Every diehard loyal to Indie 103.1 FM over its improbable five-year run as Los Angeles’ most consistently surprising rock radio station has had similar Eureka moments. This being L.A., these no-way-did-they-just-play-that-song epiphanies usually occurred in the car, when something joyous would erupt from the speakers as if from the stars above. Maybe a Modern Lovers groover, or the Minutemen, the Melvins, Postal Service, or No Age, Joy Division, the Cure, or the Yeah Yeah Yeahs. If you were a rock fan, the surprises kept coming.

The station’s biggest surprise, however, came Thursday at 10 a.m., when regular programming abruptly ceased and the staff was laid off with no warning. Morning DJ TK had just ended his show by playing “My Way,” not the Sid Vicious version most familiar to Indie listeners, but the Frank Sinatra original. An announcement followed: “This is an important message for the Indie 103.1 Radio Audience,” said the male voice — not a regular Indie DJ but one of the station’s salespeople — “Indie 103.1 will cease broadcasting over this frequency effective immediately. Because of changes in the radio industry and the way radio audiences are measured, stations in this market are being forced to play too much Britney, Puffy and alternative music that is neither new nor cutting edge. Due to these challenges, Indie 103.1 was recently faced with only one option — to play the corporate radio game.”

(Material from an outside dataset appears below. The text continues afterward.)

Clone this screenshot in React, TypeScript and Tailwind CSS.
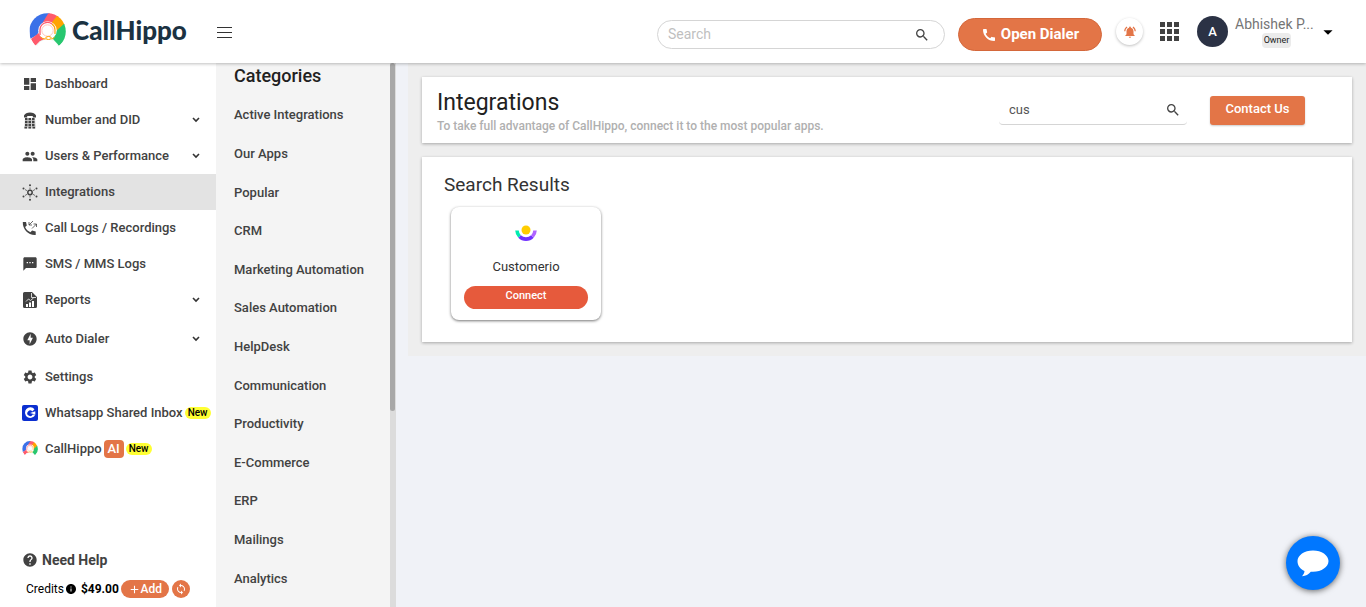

The announcer informed listeners that Indie “had decided not to play that game anymore,” and bid farewell to the terrestrial airwaves in favor of the Internet. Entravision Communications, the station’s Santa Monica-based owner, played the message the next two days between a half-dozen Indie classics, including X’s “The New World,” Black Flag’s “Jealous Again,” the Sex Pistols’ “Anarchy in the UK” and “My Way,” this time by Sid Vicious. Each replay was like a little stab in the heart — especially when people learned that the “decision” to go online meant firing the staff that built and maintained Indie. The frequency is now home to Spanish-language El Gato 103.